Go through the data and copy every line exactly, but not the images.

## Information shown
_ _ _ _

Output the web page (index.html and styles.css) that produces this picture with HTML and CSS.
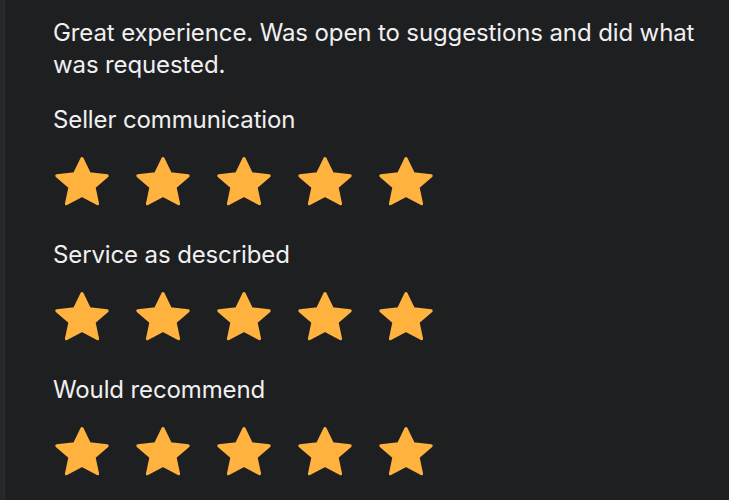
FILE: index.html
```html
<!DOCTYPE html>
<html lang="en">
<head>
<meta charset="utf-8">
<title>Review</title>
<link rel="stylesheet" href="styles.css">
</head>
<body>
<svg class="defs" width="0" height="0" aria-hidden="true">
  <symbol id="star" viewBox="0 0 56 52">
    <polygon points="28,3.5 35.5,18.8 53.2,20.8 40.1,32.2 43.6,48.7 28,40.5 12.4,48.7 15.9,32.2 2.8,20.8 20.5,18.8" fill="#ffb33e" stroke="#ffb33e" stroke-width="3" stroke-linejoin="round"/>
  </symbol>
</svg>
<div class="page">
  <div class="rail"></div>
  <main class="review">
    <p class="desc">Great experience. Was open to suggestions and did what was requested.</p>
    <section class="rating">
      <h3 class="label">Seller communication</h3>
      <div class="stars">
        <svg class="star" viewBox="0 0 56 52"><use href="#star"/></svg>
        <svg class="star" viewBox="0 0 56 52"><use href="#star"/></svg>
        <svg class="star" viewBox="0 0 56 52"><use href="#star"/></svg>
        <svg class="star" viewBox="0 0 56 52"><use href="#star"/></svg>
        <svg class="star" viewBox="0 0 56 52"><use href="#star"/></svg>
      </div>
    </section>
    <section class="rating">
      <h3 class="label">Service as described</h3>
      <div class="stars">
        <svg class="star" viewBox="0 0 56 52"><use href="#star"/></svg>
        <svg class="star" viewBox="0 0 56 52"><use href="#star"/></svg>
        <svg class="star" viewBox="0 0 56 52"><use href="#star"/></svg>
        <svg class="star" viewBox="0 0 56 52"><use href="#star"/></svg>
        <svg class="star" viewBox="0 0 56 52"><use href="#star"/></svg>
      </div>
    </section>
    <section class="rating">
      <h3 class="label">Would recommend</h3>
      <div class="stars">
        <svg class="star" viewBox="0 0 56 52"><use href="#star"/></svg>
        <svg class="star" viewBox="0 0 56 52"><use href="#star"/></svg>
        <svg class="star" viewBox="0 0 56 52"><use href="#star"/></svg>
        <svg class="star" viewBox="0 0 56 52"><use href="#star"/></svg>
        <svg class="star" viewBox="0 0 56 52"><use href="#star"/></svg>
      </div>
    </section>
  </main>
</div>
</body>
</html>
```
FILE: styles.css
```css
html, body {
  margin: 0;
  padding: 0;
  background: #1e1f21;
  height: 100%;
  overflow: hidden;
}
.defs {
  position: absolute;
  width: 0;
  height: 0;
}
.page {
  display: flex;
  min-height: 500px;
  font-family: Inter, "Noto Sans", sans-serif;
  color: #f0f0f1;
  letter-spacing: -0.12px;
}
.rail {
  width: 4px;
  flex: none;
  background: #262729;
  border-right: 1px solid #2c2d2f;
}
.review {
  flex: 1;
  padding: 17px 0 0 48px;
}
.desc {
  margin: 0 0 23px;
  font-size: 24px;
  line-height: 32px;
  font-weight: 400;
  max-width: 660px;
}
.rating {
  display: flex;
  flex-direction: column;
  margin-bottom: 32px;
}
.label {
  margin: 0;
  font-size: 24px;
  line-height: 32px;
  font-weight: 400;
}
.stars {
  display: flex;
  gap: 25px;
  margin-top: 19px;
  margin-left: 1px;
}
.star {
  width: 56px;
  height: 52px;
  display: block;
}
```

_ _ _ _

## Finished answer
Output the web page (index.html and styles.css) that produces this picture with HTML and CSS.
FILE: index.html
```html
<!DOCTYPE html>
<html lang="en">
<head>
<meta charset="utf-8">
<title>Review</title>
<link rel="stylesheet" href="styles.css">
</head>
<body>
<svg class="defs" width="0" height="0" aria-hidden="true">
  <symbol id="star" viewBox="0 0 56 52">
    <polygon points="28,3.5 35.5,18.8 53.2,20.8 40.1,32.2 43.6,48.7 28,40.5 12.4,48.7 15.9,32.2 2.8,20.8 20.5,18.8" fill="#ffb33e" stroke="#ffb33e" stroke-width="3" stroke-linejoin="round"/>
  </symbol>
</svg>
<div class="page">
  <div class="rail"></div>
  <main class="review">
    <p class="desc">Great experience. Was open to suggestions and did what was requested.</p>
    <section class="rating">
      <h3 class="label">Seller communication</h3>
      <div class="stars">
        <svg class="star" viewBox="0 0 56 52"><use href="#star"/></svg>
        <svg class="star" viewBox="0 0 56 52"><use href="#star"/></svg>
        <svg class="star" viewBox="0 0 56 52"><use href="#star"/></svg>
        <svg class="star" viewBox="0 0 56 52"><use href="#star"/></svg>
        <svg class="star" viewBox="0 0 56 52"><use href="#star"/></svg>
      </div>
    </section>
    <section class="rating">
      <h3 class="label">Service as described</h3>
      <div class="stars">
        <svg class="star" viewBox="0 0 56 52"><use href="#star"/></svg>
        <svg class="star" viewBox="0 0 56 52"><use href="#star"/></svg>
        <svg class="star" viewBox="0 0 56 52"><use href="#star"/></svg>
        <svg class="star" viewBox="0 0 56 52"><use href="#star"/></svg>
        <svg class="star" viewBox="0 0 56 52"><use href="#star"/></svg>
      </div>
    </section>
    <section class="rating">
      <h3 class="label">Would recommend</h3>
      <div class="stars">
        <svg class="star" viewBox="0 0 56 52"><use href="#star"/></svg>
        <svg class="star" viewBox="0 0 56 52"><use href="#star"/></svg>
        <svg class="star" viewBox="0 0 56 52"><use href="#star"/></svg>
        <svg class="star" viewBox="0 0 56 52"><use href="#star"/></svg>
        <svg class="star" viewBox="0 0 56 52"><use href="#star"/></svg>
      </div>
    </section>
  </main>
</div>
</body>
</html>
```
FILE: styles.css
```css
html, body {
  margin: 0;
  padding: 0;
  background: #1e1f21;
  height: 100%;
  overflow: hidden;
}
.defs {
  position: absolute;
  width: 0;
  height: 0;
}
.page {
  display: flex;
  min-height: 500px;
  font-family: Inter, "Noto Sans", sans-serif;
  color: #f0f0f1;
  letter-spacing: -0.12px;
}
.rail {
  width: 4px;
  flex: none;
  background: #262729;
  border-right: 1px solid #2c2d2f;
}
.review {
  flex: 1;
  padding: 17px 0 0 48px;
}
.desc {
  margin: 0 0 23px;
  font-size: 24px;
  line-height: 32px;
  font-weight: 400;
  max-width: 660px;
}
.rating {
  display: flex;
  flex-direction: column;
  margin-bottom: 32px;
}
.label {
  margin: 0;
  font-size: 24px;
  line-height: 32px;
  font-weight: 400;
}
.stars {
  display: flex;
  gap: 25px;
  margin-top: 19px;
  margin-left: 1px;
}
.star {
  width: 56px;
  height: 52px;
  display: block;
}
```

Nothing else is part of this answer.